No Obligation Arbitrate Free Speech Claims

Written on 04/16/2022
Will Aitchison

George Forbush is an officer with the Sparks Police Department in Nevada and is a member of the Sparks Police Protective Association. The Association’s contract with the City contains a disci­plinary clause providing: “No post-pro­bationary employee will be disciplined or discharged without just cause.”

In 2020, Forbush posted a variety of comments from his personal Twitter account. In response to a video depicting several individuals attempting to light an American flag on fire, Forbush wrote, “I would be a good helper and throw a lot of gasoline in their direction as they held their lighters and say oops as I walked away.” Commenting on a video depicting individuals at a Black Lives Matter march breaking the window of a car and beating the driver, Forbush posted: “I have six AR-15 rifles. I always thought having an AR-15 or AK-47 pistol was pointless because of lack of shouldering but now I’m going to build a couple AR pistols just for BLM, Antifa or active shooters who cross my path and can’t maintain social distancing.”

In response to a video showing a person masturbating in a park in the City, Forbush commented, “Next time put him in some cross-hairs or on a red dot, please.” And in response to a video regarding a police officer who had been convicted of planting evidence, making false statements, and framing defendants, Forbush wrote: “He made a lot of good cops look bad. It would be ironic if some­one planted drugs by cramming them up his ass so they could be found during an intake search when he goes to prison for what he did. That would be the tip of the iceberg on the punishment scale.”

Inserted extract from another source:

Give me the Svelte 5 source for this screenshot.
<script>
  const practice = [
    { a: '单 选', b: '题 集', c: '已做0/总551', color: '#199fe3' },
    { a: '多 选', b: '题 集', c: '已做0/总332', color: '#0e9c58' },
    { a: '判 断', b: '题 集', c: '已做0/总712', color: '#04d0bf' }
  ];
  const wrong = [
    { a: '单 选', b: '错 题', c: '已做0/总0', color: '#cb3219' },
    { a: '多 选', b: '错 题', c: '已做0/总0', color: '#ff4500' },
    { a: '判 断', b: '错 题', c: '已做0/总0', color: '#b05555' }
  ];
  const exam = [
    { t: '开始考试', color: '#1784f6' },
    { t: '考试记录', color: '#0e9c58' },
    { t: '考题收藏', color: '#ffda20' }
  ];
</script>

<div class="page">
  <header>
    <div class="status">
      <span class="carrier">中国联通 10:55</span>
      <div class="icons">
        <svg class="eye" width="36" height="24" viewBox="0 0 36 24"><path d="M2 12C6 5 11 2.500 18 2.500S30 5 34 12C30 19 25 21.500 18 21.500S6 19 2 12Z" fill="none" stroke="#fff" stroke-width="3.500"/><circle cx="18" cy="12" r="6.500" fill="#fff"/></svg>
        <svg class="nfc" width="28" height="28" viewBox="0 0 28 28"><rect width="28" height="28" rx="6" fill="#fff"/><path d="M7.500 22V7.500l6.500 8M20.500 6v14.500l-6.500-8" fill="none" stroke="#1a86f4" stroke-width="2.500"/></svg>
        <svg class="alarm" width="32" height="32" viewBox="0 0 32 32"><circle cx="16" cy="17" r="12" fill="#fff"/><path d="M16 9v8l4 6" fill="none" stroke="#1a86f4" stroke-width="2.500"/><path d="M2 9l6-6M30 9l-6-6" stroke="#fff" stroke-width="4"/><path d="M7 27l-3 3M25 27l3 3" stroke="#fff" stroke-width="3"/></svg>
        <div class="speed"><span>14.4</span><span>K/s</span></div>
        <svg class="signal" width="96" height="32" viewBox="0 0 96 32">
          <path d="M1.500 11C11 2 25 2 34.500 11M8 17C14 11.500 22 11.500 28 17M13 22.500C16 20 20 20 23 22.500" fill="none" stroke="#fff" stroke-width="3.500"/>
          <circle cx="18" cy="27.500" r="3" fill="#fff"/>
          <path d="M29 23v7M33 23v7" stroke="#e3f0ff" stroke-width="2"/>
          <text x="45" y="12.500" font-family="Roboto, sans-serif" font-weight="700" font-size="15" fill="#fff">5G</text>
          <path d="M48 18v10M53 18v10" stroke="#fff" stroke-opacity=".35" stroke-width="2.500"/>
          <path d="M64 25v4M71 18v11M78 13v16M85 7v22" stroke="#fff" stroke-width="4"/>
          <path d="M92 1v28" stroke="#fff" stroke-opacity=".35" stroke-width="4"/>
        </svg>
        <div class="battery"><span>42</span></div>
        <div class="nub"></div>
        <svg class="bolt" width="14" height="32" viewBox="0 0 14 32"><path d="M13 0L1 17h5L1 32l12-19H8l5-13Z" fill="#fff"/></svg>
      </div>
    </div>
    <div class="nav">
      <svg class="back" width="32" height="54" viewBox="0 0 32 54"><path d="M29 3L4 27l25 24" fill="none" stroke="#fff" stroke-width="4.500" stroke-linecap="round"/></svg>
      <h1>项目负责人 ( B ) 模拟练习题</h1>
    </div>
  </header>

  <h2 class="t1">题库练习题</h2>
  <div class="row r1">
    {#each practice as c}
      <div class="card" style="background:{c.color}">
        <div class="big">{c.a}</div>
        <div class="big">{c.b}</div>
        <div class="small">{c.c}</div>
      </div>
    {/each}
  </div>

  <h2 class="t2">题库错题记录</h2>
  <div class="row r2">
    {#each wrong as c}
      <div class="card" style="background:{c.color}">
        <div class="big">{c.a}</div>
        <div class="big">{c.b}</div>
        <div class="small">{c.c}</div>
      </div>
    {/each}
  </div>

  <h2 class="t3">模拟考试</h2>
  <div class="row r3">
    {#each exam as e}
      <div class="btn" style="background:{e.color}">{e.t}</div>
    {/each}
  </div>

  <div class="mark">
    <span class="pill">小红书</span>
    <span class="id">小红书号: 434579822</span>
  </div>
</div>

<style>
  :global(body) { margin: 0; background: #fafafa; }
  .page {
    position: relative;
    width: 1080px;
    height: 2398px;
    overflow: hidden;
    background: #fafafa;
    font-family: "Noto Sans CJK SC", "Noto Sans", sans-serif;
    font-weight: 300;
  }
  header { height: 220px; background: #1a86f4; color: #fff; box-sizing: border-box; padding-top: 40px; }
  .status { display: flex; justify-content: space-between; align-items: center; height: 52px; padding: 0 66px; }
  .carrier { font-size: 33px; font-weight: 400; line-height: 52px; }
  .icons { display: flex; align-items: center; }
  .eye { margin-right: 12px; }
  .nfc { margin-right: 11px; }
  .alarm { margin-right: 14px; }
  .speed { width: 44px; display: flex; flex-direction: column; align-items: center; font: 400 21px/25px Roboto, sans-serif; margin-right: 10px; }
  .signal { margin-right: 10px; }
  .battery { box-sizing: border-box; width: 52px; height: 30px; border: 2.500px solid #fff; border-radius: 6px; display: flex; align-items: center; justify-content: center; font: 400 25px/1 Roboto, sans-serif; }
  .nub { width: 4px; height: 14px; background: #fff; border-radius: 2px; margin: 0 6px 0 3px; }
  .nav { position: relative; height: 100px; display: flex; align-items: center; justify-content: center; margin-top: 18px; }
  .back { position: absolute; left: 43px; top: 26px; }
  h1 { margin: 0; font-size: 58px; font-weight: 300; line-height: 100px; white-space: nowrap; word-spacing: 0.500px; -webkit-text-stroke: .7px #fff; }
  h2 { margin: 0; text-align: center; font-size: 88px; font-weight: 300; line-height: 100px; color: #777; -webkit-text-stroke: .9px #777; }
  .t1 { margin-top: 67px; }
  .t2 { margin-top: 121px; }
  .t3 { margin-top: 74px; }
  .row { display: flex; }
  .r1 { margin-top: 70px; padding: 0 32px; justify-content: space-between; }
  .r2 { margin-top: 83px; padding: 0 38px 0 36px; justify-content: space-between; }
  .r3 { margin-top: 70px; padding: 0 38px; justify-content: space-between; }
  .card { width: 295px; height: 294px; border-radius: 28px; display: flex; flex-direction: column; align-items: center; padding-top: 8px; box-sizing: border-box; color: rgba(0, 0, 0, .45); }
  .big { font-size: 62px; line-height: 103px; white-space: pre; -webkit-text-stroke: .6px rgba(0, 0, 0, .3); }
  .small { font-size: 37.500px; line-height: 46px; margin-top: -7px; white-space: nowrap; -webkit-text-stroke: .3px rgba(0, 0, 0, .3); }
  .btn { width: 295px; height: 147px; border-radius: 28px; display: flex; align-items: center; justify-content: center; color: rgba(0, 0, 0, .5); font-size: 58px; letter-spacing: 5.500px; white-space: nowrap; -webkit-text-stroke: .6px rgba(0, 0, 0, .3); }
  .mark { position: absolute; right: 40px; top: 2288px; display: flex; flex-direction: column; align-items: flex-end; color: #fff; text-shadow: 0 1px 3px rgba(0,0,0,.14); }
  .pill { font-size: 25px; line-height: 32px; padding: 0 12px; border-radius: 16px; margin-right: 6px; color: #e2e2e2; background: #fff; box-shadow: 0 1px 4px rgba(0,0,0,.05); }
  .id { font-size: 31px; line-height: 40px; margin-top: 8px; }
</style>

The City received an anonymous complaint about Forbush’s posts, and a local newspaper ran a column about the issue of a police officer’s right to express opinions on social media. On August 10, 2020, 14 people made comments at a City Council meeting regarding For­bush’s posts. Nine commenters expressed support for Forbush, and four expressed disapproval.

When the City eventually imposed a four-day suspension on Forbush, he filed a grievance under the Association’s contract. He also brought a federal court lawsuit, contending his discipline violat­ed his free speech rights. The City then moved to dismiss the lawsuit, contending that Forbush was required to arbitrate the disputes under the Association’s contract.

The Court refused to dismiss the lawsuit. The Court observed that “although this is a disciplinary matter and some claims arising from it may be subject to arbitration, Defendants have failed to show there was an agreement to arbitrate Forbush’s free speech claims. The Ninth Circuit recently reiterated that an exception exists to the general rule in favor of compelling arbitration in labor disputes for claims based on federal statutes that contain specific substantive guarantees for workers. One such statute is 42 U.S.C. § 1983.

“The labor contract does not ex­plicitly waive the right to pursue federal statutory claims in a judicial forum. While the Court acknowledges that an arbitrator may hear federal claims – including constitutional claims – as a matter of contractual agreement, Defendants have failed to show that the CBA includes an explicitly stated, clear and unmistakable waiver of judicial forum. There is no reference to arbitra­tion or the waiver of a judicial forum for adjudicating represented employees’ constitutional rights.”

Forbush v. City of Sparks, 2021 WL 6551282 (D. Nev. 2021).